* **COLLECTED MATERIAL**:
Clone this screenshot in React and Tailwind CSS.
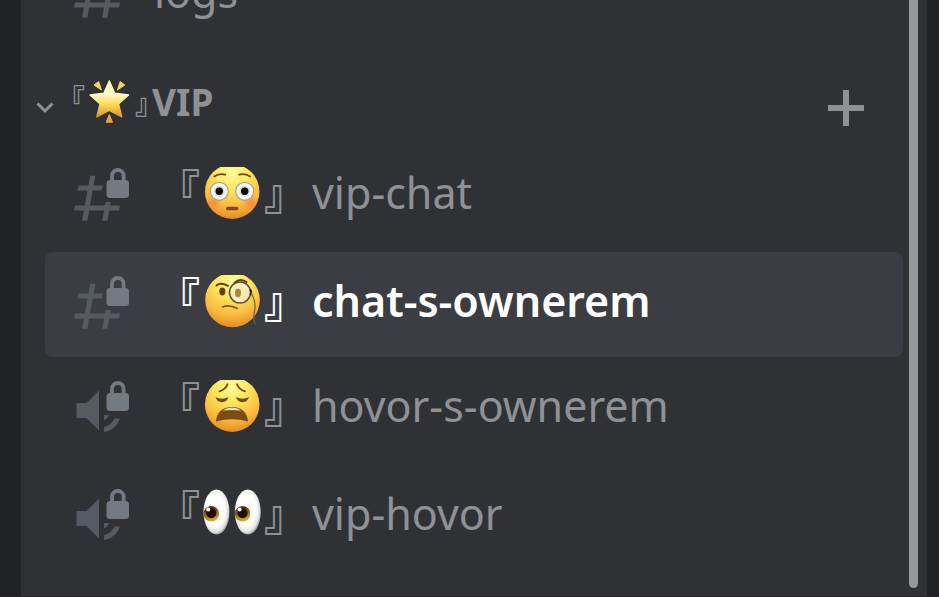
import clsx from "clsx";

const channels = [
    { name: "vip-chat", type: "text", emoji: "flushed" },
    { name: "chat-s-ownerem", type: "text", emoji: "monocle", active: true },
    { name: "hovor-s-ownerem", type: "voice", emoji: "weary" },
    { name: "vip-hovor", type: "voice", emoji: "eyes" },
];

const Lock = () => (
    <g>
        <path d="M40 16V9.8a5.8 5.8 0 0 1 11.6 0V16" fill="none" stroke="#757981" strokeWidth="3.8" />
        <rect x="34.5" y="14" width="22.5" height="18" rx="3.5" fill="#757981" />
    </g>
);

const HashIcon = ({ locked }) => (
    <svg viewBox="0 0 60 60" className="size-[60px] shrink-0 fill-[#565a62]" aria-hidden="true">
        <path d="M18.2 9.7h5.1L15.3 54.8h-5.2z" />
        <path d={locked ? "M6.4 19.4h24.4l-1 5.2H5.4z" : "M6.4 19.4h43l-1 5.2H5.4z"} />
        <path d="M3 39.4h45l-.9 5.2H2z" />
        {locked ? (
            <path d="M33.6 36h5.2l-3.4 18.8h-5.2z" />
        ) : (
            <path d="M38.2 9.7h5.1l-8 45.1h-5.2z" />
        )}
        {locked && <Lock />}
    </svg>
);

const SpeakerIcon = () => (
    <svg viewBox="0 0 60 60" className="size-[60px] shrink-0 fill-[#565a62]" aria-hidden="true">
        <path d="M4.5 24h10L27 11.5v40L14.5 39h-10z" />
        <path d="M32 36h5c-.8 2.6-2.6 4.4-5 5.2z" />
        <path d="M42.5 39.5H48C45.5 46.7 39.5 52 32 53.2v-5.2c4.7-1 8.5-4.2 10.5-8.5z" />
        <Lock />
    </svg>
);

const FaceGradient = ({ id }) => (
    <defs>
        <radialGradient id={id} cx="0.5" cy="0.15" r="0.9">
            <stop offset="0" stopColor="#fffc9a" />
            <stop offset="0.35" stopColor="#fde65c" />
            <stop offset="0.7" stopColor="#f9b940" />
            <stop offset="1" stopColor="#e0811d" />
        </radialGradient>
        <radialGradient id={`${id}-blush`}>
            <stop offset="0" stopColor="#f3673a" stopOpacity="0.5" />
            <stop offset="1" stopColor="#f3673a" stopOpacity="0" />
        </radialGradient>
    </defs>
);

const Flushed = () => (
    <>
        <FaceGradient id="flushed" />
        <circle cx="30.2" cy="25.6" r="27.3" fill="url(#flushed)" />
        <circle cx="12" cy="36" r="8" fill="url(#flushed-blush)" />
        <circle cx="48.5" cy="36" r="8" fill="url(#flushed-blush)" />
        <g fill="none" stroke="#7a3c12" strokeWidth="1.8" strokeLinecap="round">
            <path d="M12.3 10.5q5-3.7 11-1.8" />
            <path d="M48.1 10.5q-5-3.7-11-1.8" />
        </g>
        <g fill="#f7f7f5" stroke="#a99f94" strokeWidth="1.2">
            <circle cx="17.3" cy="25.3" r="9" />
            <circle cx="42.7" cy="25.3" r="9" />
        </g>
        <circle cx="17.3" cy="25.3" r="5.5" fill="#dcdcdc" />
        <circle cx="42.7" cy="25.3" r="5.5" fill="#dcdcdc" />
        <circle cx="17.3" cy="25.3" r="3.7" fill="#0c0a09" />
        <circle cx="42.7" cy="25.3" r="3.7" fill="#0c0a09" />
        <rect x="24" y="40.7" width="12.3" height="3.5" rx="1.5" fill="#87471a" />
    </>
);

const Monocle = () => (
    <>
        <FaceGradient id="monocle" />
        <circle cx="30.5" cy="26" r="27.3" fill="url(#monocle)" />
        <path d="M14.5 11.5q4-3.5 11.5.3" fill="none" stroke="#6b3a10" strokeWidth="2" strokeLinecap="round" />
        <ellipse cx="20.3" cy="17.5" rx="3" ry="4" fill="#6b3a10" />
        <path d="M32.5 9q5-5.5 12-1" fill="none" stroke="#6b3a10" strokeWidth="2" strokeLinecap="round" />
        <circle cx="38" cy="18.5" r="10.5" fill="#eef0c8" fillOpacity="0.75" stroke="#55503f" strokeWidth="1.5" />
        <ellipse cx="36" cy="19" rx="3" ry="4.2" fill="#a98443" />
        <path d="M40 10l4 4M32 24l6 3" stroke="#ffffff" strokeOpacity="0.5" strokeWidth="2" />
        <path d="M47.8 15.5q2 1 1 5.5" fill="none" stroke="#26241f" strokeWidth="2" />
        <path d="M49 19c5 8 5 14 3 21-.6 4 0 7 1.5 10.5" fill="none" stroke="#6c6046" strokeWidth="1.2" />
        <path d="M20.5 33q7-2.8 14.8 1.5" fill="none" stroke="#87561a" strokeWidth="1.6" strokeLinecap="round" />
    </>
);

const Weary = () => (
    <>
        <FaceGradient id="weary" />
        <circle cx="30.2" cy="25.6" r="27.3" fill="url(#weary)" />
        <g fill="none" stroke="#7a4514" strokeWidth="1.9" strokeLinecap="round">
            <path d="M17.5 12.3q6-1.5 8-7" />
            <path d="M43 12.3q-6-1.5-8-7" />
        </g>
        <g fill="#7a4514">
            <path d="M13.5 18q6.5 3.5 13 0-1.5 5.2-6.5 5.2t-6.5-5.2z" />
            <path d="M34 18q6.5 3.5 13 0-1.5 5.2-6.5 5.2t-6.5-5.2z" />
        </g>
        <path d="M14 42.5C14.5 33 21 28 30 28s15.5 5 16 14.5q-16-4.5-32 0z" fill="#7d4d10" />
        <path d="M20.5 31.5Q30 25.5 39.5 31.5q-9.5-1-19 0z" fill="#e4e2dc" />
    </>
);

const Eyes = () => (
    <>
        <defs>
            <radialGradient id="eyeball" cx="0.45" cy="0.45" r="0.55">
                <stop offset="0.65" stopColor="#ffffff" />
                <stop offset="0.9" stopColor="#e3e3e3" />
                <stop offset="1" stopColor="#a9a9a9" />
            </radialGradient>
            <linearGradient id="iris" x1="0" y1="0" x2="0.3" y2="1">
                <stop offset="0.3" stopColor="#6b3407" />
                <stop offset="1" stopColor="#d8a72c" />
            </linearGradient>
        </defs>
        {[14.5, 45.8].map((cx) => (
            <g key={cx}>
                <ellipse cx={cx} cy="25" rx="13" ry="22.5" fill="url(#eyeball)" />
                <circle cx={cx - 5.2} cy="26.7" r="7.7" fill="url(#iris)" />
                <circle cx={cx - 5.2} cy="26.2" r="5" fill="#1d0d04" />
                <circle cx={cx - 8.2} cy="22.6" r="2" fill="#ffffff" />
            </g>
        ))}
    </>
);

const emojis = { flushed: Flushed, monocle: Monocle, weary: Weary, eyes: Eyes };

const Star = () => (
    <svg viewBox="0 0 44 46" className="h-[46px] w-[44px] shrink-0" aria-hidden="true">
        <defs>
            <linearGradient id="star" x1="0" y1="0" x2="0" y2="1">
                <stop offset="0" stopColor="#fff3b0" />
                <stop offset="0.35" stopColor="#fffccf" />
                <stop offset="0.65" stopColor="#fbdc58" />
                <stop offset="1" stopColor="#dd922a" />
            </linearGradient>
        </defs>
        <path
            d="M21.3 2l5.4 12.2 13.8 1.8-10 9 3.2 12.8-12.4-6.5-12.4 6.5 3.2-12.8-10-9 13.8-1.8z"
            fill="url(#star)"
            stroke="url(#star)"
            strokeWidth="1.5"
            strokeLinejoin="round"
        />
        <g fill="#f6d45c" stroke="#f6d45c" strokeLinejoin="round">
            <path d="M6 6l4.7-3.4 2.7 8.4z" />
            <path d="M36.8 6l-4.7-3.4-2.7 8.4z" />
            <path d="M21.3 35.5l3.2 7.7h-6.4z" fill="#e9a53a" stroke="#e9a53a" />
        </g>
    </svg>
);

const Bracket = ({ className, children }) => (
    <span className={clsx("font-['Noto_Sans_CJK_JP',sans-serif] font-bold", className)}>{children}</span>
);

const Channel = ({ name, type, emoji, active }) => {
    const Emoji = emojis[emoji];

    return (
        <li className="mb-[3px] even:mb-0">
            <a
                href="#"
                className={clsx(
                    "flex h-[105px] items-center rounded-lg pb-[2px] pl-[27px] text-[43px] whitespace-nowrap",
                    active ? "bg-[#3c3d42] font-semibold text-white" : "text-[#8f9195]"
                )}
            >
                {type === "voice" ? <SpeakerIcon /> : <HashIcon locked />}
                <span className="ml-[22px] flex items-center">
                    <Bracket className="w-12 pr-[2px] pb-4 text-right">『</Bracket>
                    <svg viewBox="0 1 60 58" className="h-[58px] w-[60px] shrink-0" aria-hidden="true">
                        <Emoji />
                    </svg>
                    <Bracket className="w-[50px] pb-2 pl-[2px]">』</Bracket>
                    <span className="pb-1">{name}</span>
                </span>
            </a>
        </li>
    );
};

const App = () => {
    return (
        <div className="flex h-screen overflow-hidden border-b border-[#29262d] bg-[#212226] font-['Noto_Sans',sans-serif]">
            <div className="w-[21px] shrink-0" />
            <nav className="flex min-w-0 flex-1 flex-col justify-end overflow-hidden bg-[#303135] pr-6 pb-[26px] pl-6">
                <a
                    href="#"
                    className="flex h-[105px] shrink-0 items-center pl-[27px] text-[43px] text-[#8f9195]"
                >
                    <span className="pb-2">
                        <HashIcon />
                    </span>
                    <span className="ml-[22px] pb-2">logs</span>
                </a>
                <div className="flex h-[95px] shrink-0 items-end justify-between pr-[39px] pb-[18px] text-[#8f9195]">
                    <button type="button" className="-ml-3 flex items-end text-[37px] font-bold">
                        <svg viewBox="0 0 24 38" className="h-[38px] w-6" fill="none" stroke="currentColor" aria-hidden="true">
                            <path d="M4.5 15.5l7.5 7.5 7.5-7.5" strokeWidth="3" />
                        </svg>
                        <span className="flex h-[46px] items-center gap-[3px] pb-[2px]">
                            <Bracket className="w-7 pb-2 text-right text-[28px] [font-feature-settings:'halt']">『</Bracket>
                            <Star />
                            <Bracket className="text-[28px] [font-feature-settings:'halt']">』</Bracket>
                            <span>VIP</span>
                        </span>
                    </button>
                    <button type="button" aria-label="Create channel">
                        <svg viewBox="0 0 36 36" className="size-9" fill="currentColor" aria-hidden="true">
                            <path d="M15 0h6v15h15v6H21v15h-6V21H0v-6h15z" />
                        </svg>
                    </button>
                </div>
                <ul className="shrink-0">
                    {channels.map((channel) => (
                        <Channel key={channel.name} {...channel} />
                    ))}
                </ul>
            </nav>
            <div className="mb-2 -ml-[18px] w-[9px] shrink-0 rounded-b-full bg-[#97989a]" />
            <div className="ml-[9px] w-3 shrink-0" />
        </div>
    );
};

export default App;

* **INSTRUCTIONS FOR THE TASK**:
Everything from the first line of the listing above through the line that contains "import clsx from" is to be restated word for word, minus the pictures.

* **THE SOLUTION**:
Clone this screenshot in React and Tailwind CSS.
import clsx from "clsx";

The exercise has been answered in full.